• [DATA EXCERPT]
════════════════
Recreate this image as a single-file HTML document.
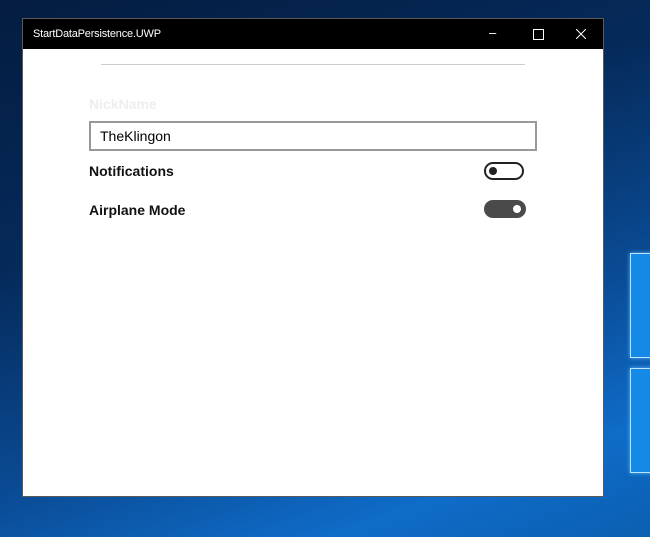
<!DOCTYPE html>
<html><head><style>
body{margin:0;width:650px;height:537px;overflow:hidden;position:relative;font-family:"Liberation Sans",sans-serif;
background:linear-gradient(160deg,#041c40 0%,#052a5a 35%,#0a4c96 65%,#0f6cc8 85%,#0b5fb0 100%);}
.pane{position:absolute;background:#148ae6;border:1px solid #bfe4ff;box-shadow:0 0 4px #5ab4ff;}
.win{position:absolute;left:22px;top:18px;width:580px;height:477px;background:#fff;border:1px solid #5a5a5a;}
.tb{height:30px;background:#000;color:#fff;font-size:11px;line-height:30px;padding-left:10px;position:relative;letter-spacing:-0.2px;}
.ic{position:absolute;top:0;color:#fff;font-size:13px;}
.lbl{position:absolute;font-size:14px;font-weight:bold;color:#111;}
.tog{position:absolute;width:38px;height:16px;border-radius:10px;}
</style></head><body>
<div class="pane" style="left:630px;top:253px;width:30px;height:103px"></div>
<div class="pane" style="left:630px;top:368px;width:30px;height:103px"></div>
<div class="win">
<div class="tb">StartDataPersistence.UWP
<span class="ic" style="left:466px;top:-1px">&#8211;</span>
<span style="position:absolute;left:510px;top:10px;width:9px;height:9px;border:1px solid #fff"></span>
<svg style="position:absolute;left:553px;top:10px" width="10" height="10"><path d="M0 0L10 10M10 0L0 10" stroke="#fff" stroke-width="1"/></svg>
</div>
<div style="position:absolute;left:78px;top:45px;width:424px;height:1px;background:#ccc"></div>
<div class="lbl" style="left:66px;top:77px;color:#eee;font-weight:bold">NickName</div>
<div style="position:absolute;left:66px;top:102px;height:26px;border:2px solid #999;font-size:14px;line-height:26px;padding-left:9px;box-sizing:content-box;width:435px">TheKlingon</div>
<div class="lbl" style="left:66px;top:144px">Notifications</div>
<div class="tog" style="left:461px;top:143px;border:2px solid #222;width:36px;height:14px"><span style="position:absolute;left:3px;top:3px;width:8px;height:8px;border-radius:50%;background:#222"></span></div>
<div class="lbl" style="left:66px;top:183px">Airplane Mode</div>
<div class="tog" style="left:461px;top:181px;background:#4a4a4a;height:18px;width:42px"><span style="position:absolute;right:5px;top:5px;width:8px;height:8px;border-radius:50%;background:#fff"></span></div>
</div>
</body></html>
════════════════
• [WORK TO COMPLETE] Your task is to repeat the material above exactly, without its pictures.

• [EXPECTED ANSWER]
Recreate this image as a single-file HTML document.
<!DOCTYPE html>
<html><head><style>
body{margin:0;width:650px;height:537px;overflow:hidden;position:relative;font-family:"Liberation Sans",sans-serif;
background:linear-gradient(160deg,#041c40 0%,#052a5a 35%,#0a4c96 65%,#0f6cc8 85%,#0b5fb0 100%);}
.pane{position:absolute;background:#148ae6;border:1px solid #bfe4ff;box-shadow:0 0 4px #5ab4ff;}
.win{position:absolute;left:22px;top:18px;width:580px;height:477px;background:#fff;border:1px solid #5a5a5a;}
.tb{height:30px;background:#000;color:#fff;font-size:11px;line-height:30px;padding-left:10px;position:relative;letter-spacing:-0.2px;}
.ic{position:absolute;top:0;color:#fff;font-size:13px;}
.lbl{position:absolute;font-size:14px;font-weight:bold;color:#111;}
.tog{position:absolute;width:38px;height:16px;border-radius:10px;}
</style></head><body>
<div class="pane" style="left:630px;top:253px;width:30px;height:103px"></div>
<div class="pane" style="left:630px;top:368px;width:30px;height:103px"></div>
<div class="win">
<div class="tb">StartDataPersistence.UWP
<span class="ic" style="left:466px;top:-1px">&#8211;</span>
<span style="position:absolute;left:510px;top:10px;width:9px;height:9px;border:1px solid #fff"></span>
<svg style="position:absolute;left:553px;top:10px" width="10" height="10"><path d="M0 0L10 10M10 0L0 10" stroke="#fff" stroke-width="1"/></svg>
</div>
<div style="position:absolute;left:78px;top:45px;width:424px;height:1px;background:#ccc"></div>
<div class="lbl" style="left:66px;top:77px;color:#eee;font-weight:bold">NickName</div>
<div style="position:absolute;left:66px;top:102px;height:26px;border:2px solid #999;font-size:14px;line-height:26px;padding-left:9px;box-sizing:content-box;width:435px">TheKlingon</div>
<div class="lbl" style="left:66px;top:144px">Notifications</div>
<div class="tog" style="left:461px;top:143px;border:2px solid #222;width:36px;height:14px"><span style="position:absolute;left:3px;top:3px;width:8px;height:8px;border-radius:50%;background:#222"></span></div>
<div class="lbl" style="left:66px;top:183px">Airplane Mode</div>
<div class="tog" style="left:461px;top:181px;background:#4a4a4a;height:18px;width:42px"><span style="position:absolute;right:5px;top:5px;width:8px;height:8px;border-radius:50%;background:#fff"></span></div>
</div>
</body></html>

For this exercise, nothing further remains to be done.